How to migrate unit tests from Harness

This guide is a starting point for how to migrate Harness tests to state-transition tests. Both approaches to unit testing use the ops.testing namespace, but Harness tests are deprecated and won’t be supported by default in a future Ops release.

State-transition tests are recommended for all charm unit tests. In a state-transition test, you:

  1. Prepare an “input state” that represents the charm’s relations, configuration, containers, and so on.

  2. Simulate an event.

  3. Inspect the “output state”, to check that the charm responded to the event in the correct way.

Each state-transition test is an isolated test of a particular event handler. This matches how the charm runs when deployed; each time Juju triggers an event, the charm code is run from scratch and handles that event.

In contrast, Harness tests typically build up a state event-by-event, using the same instantiation of the charm class for each event. This introduces a danger of the charm getting into an unrealistic state.

To help focus on the differences between the two approaches, we don’t use fixtures in this guide.

Test a minimal action

Suppose that we have the following charm class:

class DemoCharm(ops.CharmBase):
    """Manage the workload."""

    def __init__(self, framework: ops.Framework) -> None:
        super().__init__(framework)
        framework.observe(self.on["get-value"].action, self._on_get_value_action)

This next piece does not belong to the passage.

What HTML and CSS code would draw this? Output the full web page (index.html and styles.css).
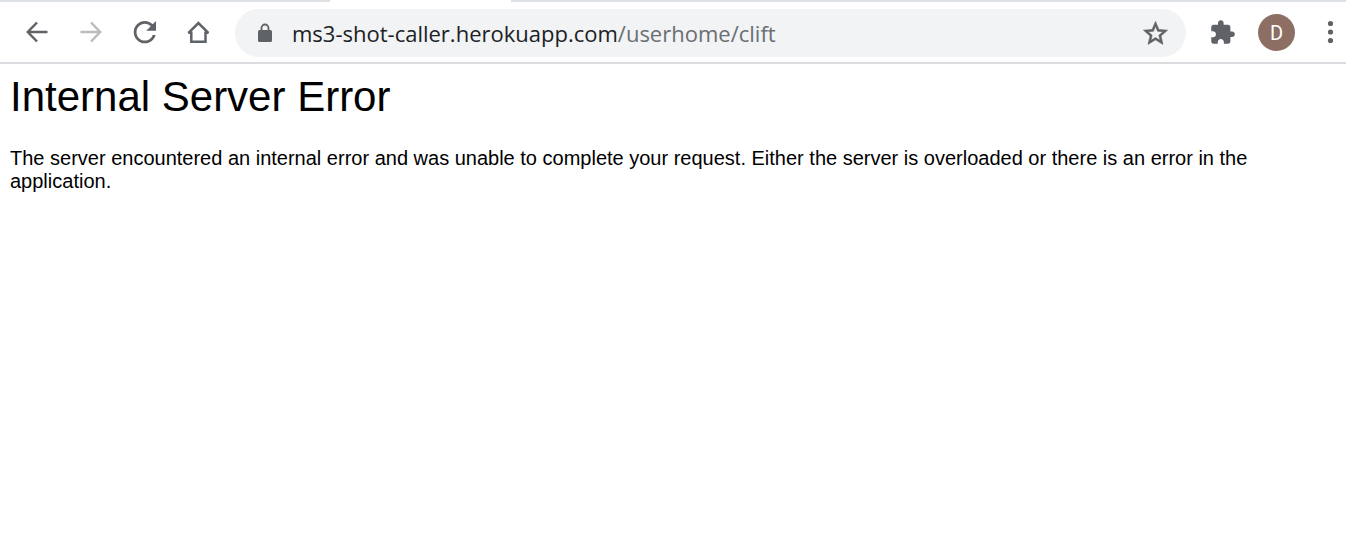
FILE: index.html
```html
<!DOCTYPE html>
<html lang="en">
<head>
<meta charset="utf-8">
<title>500 Internal Server Error</title>
<link rel="stylesheet" href="styles.css">
</head>
<body>
<header class="browser">
  <div class="tabstrip"><span class="tab"></span></div>
  <nav class="toolbar" aria-label="Browser toolbar">
    <div class="nav-buttons">
      <button class="icon-button" type="button" aria-label="Back">
        <svg class="icon" viewBox="0 0 32 32"><path class="line" d="M26.500 15H7M16 5.500L6.800 15l9.200 9.500"/></svg>
      </button>
      <button class="icon-button" type="button" aria-label="Forward" disabled>
        <svg class="icon" viewBox="0 0 32 32"><path class="line" d="M5.500 15H25M16 5.500L25.200 15l-9.200 9.500"/></svg>
      </button>
      <button class="icon-button" type="button" aria-label="Reload">
        <svg class="icon" viewBox=".6 1.1 23 23"><path d="M17.650 6.350C16.200 4.900 14.210 4 12 4c-4.420 0-7.990 3.580-7.990 8s3.570 8 7.990 8c3.730 0 6.840-2.550 7.730-6h-2.080c-.82 2.330-3.040 4-5.650 4-3.310 0-6-2.690-6-6s2.690-6 6-6c1.660 0 3.140.69 4.220 1.780L13 11h7V4z"/></svg>
      </button>
      <button class="icon-button" type="button" aria-label="Home">
        <svg class="icon" viewBox="0 0 32 32"><path class="line" stroke-miterlimit="2" d="M5.500 15.800H8.300V24.700H22.500V15.800H25.300L15.400 6Z"/></svg>
      </button>
    </div>
    <div class="omnibox">
      <svg class="lock" viewBox="0 0 14 20"><path d="M3.500 8V5a3.500 3.500 0 0 1 7 0v3" fill="none" stroke="currentColor" stroke-width="1.800"/><rect y="7" width="14" height="12" rx="1.500"/></svg>
      <a class="url" href="#">ms3-shot-caller.herokuapp.com<span class="path">/userhome/clift</span></a>
      <button class="star-button" type="button" aria-label="Bookmark this page">
        <svg class="star" viewBox="0 0 24 24"><path d="M22 9.240l-7.190-.62L12 2 9.190 8.630 2 9.240l5.460 4.730L5.820 21 12 17.270 18.180 21l-1.630-7.030L22 9.240zM12 15.400l-3.760 2.270 1-4.280-3.320-2.880 4.380-.38L12 6.100l1.710 4.040 4.380.38-3.320 2.880 1 4.280L12 15.400z"/></svg>
      </button>
    </div>
    <button class="extensions" type="button" aria-label="Extensions">
      <svg class="puzzle" viewBox="0 0 24 24"><path d="M20.500 11H19V7c0-1.100-.9-2-2-2h-4V3.500C13 2.120 11.880 1 10.500 1S8 2.120 8 3.500V5H4c-1.100 0-1.990.9-1.990 2v3.800H3.500c1.490 0 2.700 1.210 2.700 2.700s-1.210 2.700-2.700 2.700H2V20c0 1.100.9 2 2 2h3.800v-1.500c0-1.490 1.210-2.700 2.700-2.700s2.700 1.210 2.700 2.700V22H17c1.100 0 2-.9 2-2v-4h1.500c1.380 0 2.500-1.120 2.500-2.500S21.880 11 20.500 11z"/></svg>
    </button>
    <button class="avatar" type="button" aria-label="Profile D">D</button>
    <button class="icon-button" type="button" aria-label="Menu">
      <svg class="icon" viewBox="0 0 32 32"><circle cx="16.500" cy="6.500" r="2.600"/><circle cx="16.500" cy="15" r="2.600"/><circle cx="16.500" cy="23.500" r="2.600"/></svg>
    </button>
  </nav>
</header>
<main class="page">
  <h1 class="title">Internal Server Error</h1>
  <p class="message">The server encountered an internal error and was unable to complete your request. Either the server is overloaded or there is an error in the application.</p>
</main>
</body>
</html>
```
FILE: styles.css
```css
* {
  box-sizing: border-box;
}

body {
  margin: 0;
  background: #fff;
  color: #000;
  font-family: "Liberation Sans", Arial, sans-serif;
}

button {
  margin: 0;
  padding: 0;
  border: 0;
  background: none;
  color: inherit;
  font: inherit;
}

svg {
  display: block;
  fill: currentColor;
}

.browser {
  border-bottom: 2px solid #dadce0;
  color: #5f6368;
}

.tabstrip {
  height: 2px;
  padding-left: 330px;
  background: #dee1e6;
}

.tab {
  display: block;
  width: 181px;
  height: 2px;
  background: #fff;
}

.toolbar {
  display: flex;
  align-items: center;
  padding: 7px 0 5px 21px;
}

.nav-buttons {
  display: flex;
  gap: 22px;
  margin-right: 20px;
}

.icon-button:disabled {
  color: #babcbe;
}

.icon {
  width: 32px;
  height: 32px;
}

.line {
  fill: none;
  stroke: currentColor;
  stroke-width: 2.5;
}

.omnibox {
  display: flex;
  flex: 1;
  align-items: center;
  min-width: 0;
  height: 48px;
  padding: 0 16px 0 23px;
  border-radius: 24px;
  background: #f1f3f4;
}

.lock {
  flex: none;
  width: 14px;
  height: 20px;
  margin-right: 20px;
}

.url {
  flex: 1;
  min-width: 0;
  overflow: hidden;
  color: #202124;
  font-family: "Open Sans", "Noto Sans", sans-serif;
  font-size: 22px;
  line-height: 32px;
  text-decoration: none;
  white-space: nowrap;
}

.path {
  color: #6b6e72;
}

.star {
  width: 29px;
  height: 29px;
  stroke: currentColor;
  stroke-width: 0.5;
}

.extensions {
  margin: 0 22px 2px 23px;
}

.puzzle {
  width: 27px;
  height: 27px;
}

.avatar {
  width: 37px;
  height: 37px;
  margin: 0 19px 1px 0;
  border-radius: 50%;
  background: #8d6e63;
  color: #fff;
  font-family: Roboto, sans-serif;
  font-size: 20px;
}

.page {
  padding: 9px 10px;
}

.title {
  margin: 0 0 26px;
  font-size: 42px;
  font-weight: 400;
  line-height: 48px;
}

.message {
  margin: 0;
  font-size: 20px;
  line-height: 23px;
}
```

    def _on_get_value_action(self, event: ops.ActionEvent) -> None:
        """Handle the get-value action."""
        if event.params["value"] == "please fail":
            event.fail("Action failed, as requested")
        else:
            event.set_results({"out-value": event.params["value"]})

Also suppose that we have the following testing code, written using Harness:

from ops import testing

from charm import DemoCharm


def test_action():
    harness = testing.Harness(DemoCharm)
    harness.begin()
    output = harness.run_action("get-value", {"value": "foo"})
    assert output.results == {"out-value": "foo"}
    harness.cleanup()

Let’s implement this test as a state-transition test.

We’ll structure the test around Context.on.action, which represents the event to simulate. Our expected input and output states are:

  • Before action runs – A generic state. The action doesn’t use data from the charm or workload.

  • After action runs – A successful action result.

Here’s the test:

from ops import testing

from charm import DemoCharm


def test_get_value_action():
    ctx = testing.Context(DemoCharm)
    state_in = testing.State()
    ctx.run(ctx.on.action("get-value", params={"value": "foo"}), state_in)
    assert ctx.action_results == {"out-value": "foo"}

The ctx.run call is the part that simulates the event.

While we’re here, let’s write a test for the action’s failure case:

import pytest
from ops import testing

from charm import DemoCharm


def test_get_value_action_failed():
    ctx = testing.Context(DemoCharm)
    state_in = testing.State()
    with pytest.raises(testing.ActionFailed) as exc_info:
        ctx.run(ctx.on.action("get-value", params={"value": "please fail"}), state_in)
    assert exc_info.value.message == "Action failed, as requested"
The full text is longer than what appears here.